-- EXERCISE DESCRIPTION --
Go through the entries below and pick out every line with "screenshot".

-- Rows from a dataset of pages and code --
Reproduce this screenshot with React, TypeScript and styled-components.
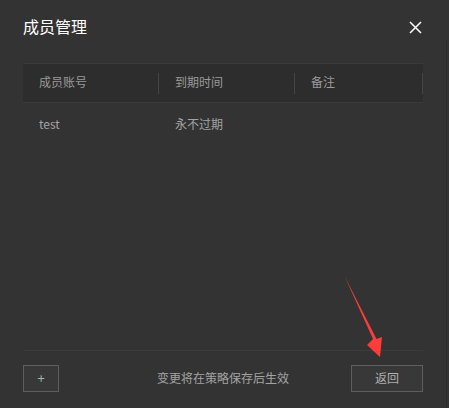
import React from "react";
import styled, { createGlobalStyle } from "styled-components";

const Global = createGlobalStyle`
  html, body { margin: 0; padding: 0; background: #333333; }
  body { font-family: "Noto Sans CJK SC", "Noto Sans", sans-serif; }
  * { box-sizing: border-box; }
`;

const Dialog = styled.div`
  position: relative;
  width: 449px;
  height: 408px;
  background: #333333;
  padding: 0 26px 16px 23px;
  display: flex;
  flex-direction: column;
  overflow: hidden;
  &::after {
    content: "";
    position: absolute;
    right: 2px;
    top: 40px;
    bottom: 0;
    width: 1px;
    background: #2c2c2c;
  }
`;

const Header = styled.div`
  height: 54px;
  display: flex;
  align-items: center;
  justify-content: space-between;
  margin-bottom: 9px;
`;

const Title = styled.div`
  color: #ffffff;
  font-size: 16px;
  line-height: 20px;
  padding-bottom: 3px;
`;

const CloseButton = styled.button`
  width: 14px;
  height: 14px;
  padding: 0;
  margin-right: 1px;
  border: none;
  background: transparent;
  display: flex;
  align-items: center;
  justify-content: center;
  cursor: pointer;
`;

const Table = styled.div`
  display: flex;
  flex-direction: column;
  border-top: 1px solid #3b3b3b;
`;

const HeadRow = styled.div`
  display: grid;
  grid-template-columns: 136px 136px 128px;
  height: 39px;
  background: #2d2d2d;
  border-bottom: 1px solid #3b3b3b;
`;

const HeadCell = styled.div`
  position: relative;
  display: flex;
  align-items: center;
  padding-left: 16px;
  padding-bottom: 3px;
  color: #9a9a9a;
  font-size: 12px;
  &::after {
    content: "";
    position: absolute;
    right: 0;
    top: 9px;
    width: 1px;
    height: 21px;
    background: #444444;
  }
`;

const BodyRow = styled.div`
  display: grid;
  grid-template-columns: 136px 136px 128px;
  height: 44px;
`;

const Cell = styled.div`
  display: flex;
  align-items: center;
  padding-left: 16px;
  padding-bottom: 4px;
  color: #a3a3a3;
  font-size: 12px;
`;

const Spacer = styled.div`
  flex: 1;
`;

const Footer = styled.div`
  border-top: 1px solid #3b3b3b;
  padding-top: 14px;
  display: flex;
  align-items: center;
  justify-content: space-between;
`;

const Button = styled.button<{ $w: number }>`
  width: ${(p) => p.$w}px;
  height: 27px;
  background: #383838;
  border: 1px solid #5e5e5e;
  color: #b0b0b0;
  font-family: "Noto Sans CJK SC", "Noto Sans", sans-serif;
  font-size: 12px;
  padding: 0 0 3px 0;
  display: flex;
  align-items: center;
  justify-content: center;
`;

const PlusText = styled.span`
  color: #9fb8b0;
  font-size: 13px;
`;

const Hint = styled.div`
  color: #a3a3a3;
  font-size: 12px;
  padding-left: 36px;
  padding-bottom: 3px;
`;

const Arrow = styled.svg`
  position: absolute;
  left: 0;
  top: 0;
  pointer-events: none;
`;

export default function App() {
  return (
    <>
      <Global />
      <Dialog>
        <Header>
          <Title>成员管理</Title>
          <CloseButton aria-label="close">
            <svg width="13" height="13" viewBox="0 0 13 13">
              <path d="M1 1 L12 12 M12 1 L1 12" stroke="#ffffff" strokeWidth="1.5" fill="none" />
            </svg>
          </CloseButton>
        </Header>
        <Table>
          <HeadRow>
            <HeadCell>成员账号</HeadCell>
            <HeadCell>到期时间</HeadCell>
            <HeadCell>备注</HeadCell>
          </HeadRow>
          <BodyRow>
            <Cell>test</Cell>
            <Cell>永不过期</Cell>
            <Cell></Cell>
          </BodyRow>
        </Table>
        <Spacer />
        <Footer>
          <Button $w={36}>
            <PlusText>+</PlusText>
          </Button>
          <Hint>变更将在策略保存后生效</Hint>
          <Button $w={72}>返回</Button>
        </Footer>
        <Arrow width="449" height="408" viewBox="0 0 449 408">
          <polygon
            points="344.5,276 373,339 367,345 380,357 382,337 376.5,339"
            fill="#ff3b3b"
          />
        </Arrow>
      </Dialog>
    </>
  );
}
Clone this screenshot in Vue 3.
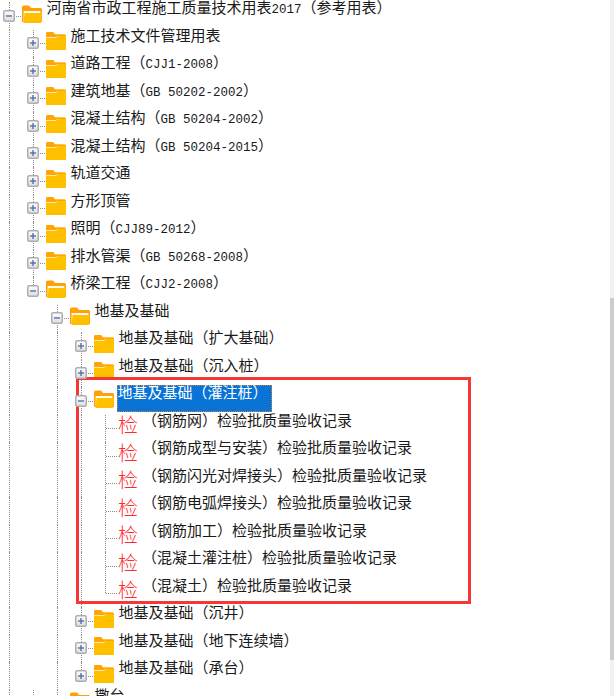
<script setup>
const nodes = [
  { t: '河南省市政工程施工质量技术用表2017（参考用表）', guides: [], toggle: 'minus', open: true, cont: true },
  ...[
    '施工技术文件管理用表', '道路工程（CJJ1-2008）', '建筑地基（GB 50202-2002）', '混凝土结构（GB 50204-2002）',
    '混凝土结构（GB 50204-2015）', '轨道交通', '方形顶管', '照明（CJJ89-2012）', '排水管渠（GB 50268-2008）'
  ].map(t => ({ t, guides: [1], toggle: 'plus', cont: true })),
  { t: '桥梁工程（CJJ2-2008）', guides: [1], toggle: 'minus', open: true, cont: false },
  { t: '地基及基础', guides: [1, 0], toggle: 'minus', open: true, cont: true },
  { t: '地基及基础（扩大基础）', guides: [1, 0, 1], toggle: 'plus', cont: true },
  { t: '地基及基础（沉入桩）', guides: [1, 0, 1], toggle: 'plus', cont: true },
  { t: '地基及基础（灌注桩）', guides: [1, 0, 1], toggle: 'minus', open: true, cont: true, selected: true },
  ...[
    '（钢筋网）检验批质量验收记录', '（钢筋成型与安装）检验批质量验收记录', '（钢筋闪光对焊接头）检验批质量验收记录',
    '（钢筋电弧焊接头）检验批质量验收记录', '（钢筋加工）检验批质量验收记录', '（混凝土灌注桩）检验批质量验收记录'
  ].map(t => ({ t, guides: [1, 0, 1, 1], leaf: true, cont: true })),
  { t: '（混凝土）检验批质量验收记录', guides: [1, 0, 1, 1], leaf: true, cont: false },
  { t: '地基及基础（沉井）', guides: [1, 0, 1], toggle: 'plus', cont: true },
  { t: '地基及基础（地下连续墙）', guides: [1, 0, 1], toggle: 'plus', cont: true },
  { t: '地基及基础（承台）', guides: [1, 0, 1], toggle: 'plus', cont: false },
  { t: '撒台', guides: [1, 1], open: true, cont: true }
]
const rows = nodes.map((n, i) => ({ ...n, id: i, parts: n.t.split(/([A-Za-z0-9 -]+)/).filter(Boolean).map(s => ({ s, latin: /^[A-Za-z0-9 -]+$/.test(s) })) }))
</script>

<template>
  <div class="page">
    <div class="tree">
      <div v-for="r in rows" :key="r.id" class="row">
        <span v-for="(g, i) in r.guides" :key="i" class="cell" :class="{ guide: g }"></span>
        <span class="cell node" :class="{ last: !r.cont }">
          <svg v-if="r.toggle" class="toggle" width="12" height="12" viewBox="0 0 12 12">
            <defs>
              <linearGradient :id="'g' + r.id" x1="0" y1="0" x2="0" y2="1">
                <stop offset="0" stop-color="#ffffff" />
                <stop offset="1" stop-color="#dcdcdc" />
              </linearGradient>
            </defs>
            <rect x=".75" y=".75" width="10.5" height="10.5" rx="1.5" :fill="'url(#g' + r.id + ')'" stroke="#adadad" stroke-width="1.5" />
            <path d="M3 6h6" stroke="#4a69ad" stroke-width="1.3" />
            <path v-if="r.toggle === 'plus'" d="M6 3v6" stroke="#4a69ad" stroke-width="1.3" />
          </svg>
        </span>
        <span v-if="r.leaf" class="leaf-icon">检</span>
        <svg v-else-if="r.open" class="folder" width="20" height="18" viewBox="0 0 20 18">
          <path d="M0 17V2.2Q0 .5 1.700 .5H7L9 3h9.500q1.500 0 1.500 1.500V17Z" fill="#ff9f0a" />
          <path d="M1.600 17V6h16.800v11Z" fill="#fffbe8" />
          <path d="M1.500 18 2.500 8h17.500l-1 10Z" fill="#ffc000" />
        </svg>
        <svg v-else class="folder" width="20" height="18" viewBox="0 0 20 18">
          <path d="M0 18V1.500Q0 0 1.500 0H7l2 2.500h9.500q1.500 0 1.500 1.500V18Z" fill="#ffc000" />
          <path d="M0 5.500h10l2-2.500h8" fill="none" stroke="#ffe9a8" stroke-width="1" />
          <path d="M0 1.500Q0 0 1.500 0H7l2 2.500h9.500q1.500 0 1.500 1.500H11L9.500 5H0Z" fill="#ffa50a" />
        </svg>
        <span class="label" :class="{ selected: r.selected, 'leaf-label': r.leaf }">
          <template v-for="(p, j) in r.parts" :key="j">
            <span v-if="p.latin" class="latin">{{ p.s }}</span>
            <template v-else>{{ p.s }}</template>
          </template>
        </span>
      </div>
    </div>
    <div class="callout"></div>
    <div class="scrollbar"><div class="thumb"></div></div>
  </div>
</template>

<style scoped>
.page {
  position: relative;
  width: 614px;
  height: 696px;
  overflow: hidden;
  background: #fff;
  font-family: "Noto Sans CJK SC", "Liberation Sans", sans-serif;
  font-size: 15px;
  color: #1a1a1a;
}
.tree {
  margin-left: -3px;
  padding-top: 2px;
}
.row {
  display: flex;
  align-items: center;
  height: 27.5px;
  white-space: nowrap;
}
.cell {
  position: relative;
  flex: none;
  align-self: stretch;
  width: 24px;
}
.guide::before,
.node::before {
  content: "";
  position: absolute;
  left: 12px;
  top: 0;
  bottom: 0;
  border-left: 1px dotted #8c8c8c;
}
.node.last::before {
  bottom: 50%;
}
.node::after {
  content: "";
  position: absolute;
  left: 13px;
  right: 0;
  top: 50%;
  border-top: 1px dotted #8c8c8c;
}
.toggle {
  position: absolute;
  left: 6px;
  top: 50%;
  margin-top: -6px;
  z-index: 1;
}
.folder {
  flex: none;
  margin-left: 1px;
  margin-top: -4px;
}
.label {
  box-sizing: border-box;
  align-self: flex-start;
  height: 27px;
  line-height: 11px;
  margin-top: -2px;
  margin-left: 2.500px;
  padding: 0 2px 0 1px;
  border: 1px dotted transparent;
}
.selected {
  color: #fff;
  background: #0a74d6;
  border-color: #c8873a;
  padding: 0 3px 0 0;
}
.leaf-label {
  margin-left: 2px;
}
.leaf-icon {
  flex: none;
  width: 20px;
  color: #ff2a2a;
  font-size: 20px;
  font-weight: 300;
  line-height: 20px;
  text-align: center;
  margin-top: -6px;
  margin-left: 1px;
}
.latin {
  font-family: "Liberation Mono", monospace;
  font-size: 12.500px;
  white-space: pre;
}
.callout {
  position: absolute;
  left: 76px;
  top: 377px;
  width: 395px;
  height: 227px;
  box-sizing: border-box;
  border: 3px solid #f73636;
  pointer-events: none;
}
.scrollbar {
  position: absolute;
  right: 0;
  top: 0;
  bottom: 0;
  width: 4px;
  background: #f1f1f1;
}
.thumb {
  margin-top: 298px;
  height: 362px;
  background: #cdcdcd;
}
</style>

<style>
html, body { margin: 0; background: #fff; }
</style>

-- EXERCISE RESULT --
Reproduce this screenshot with React, TypeScript and styled-components.
Clone this screenshot in Vue 3.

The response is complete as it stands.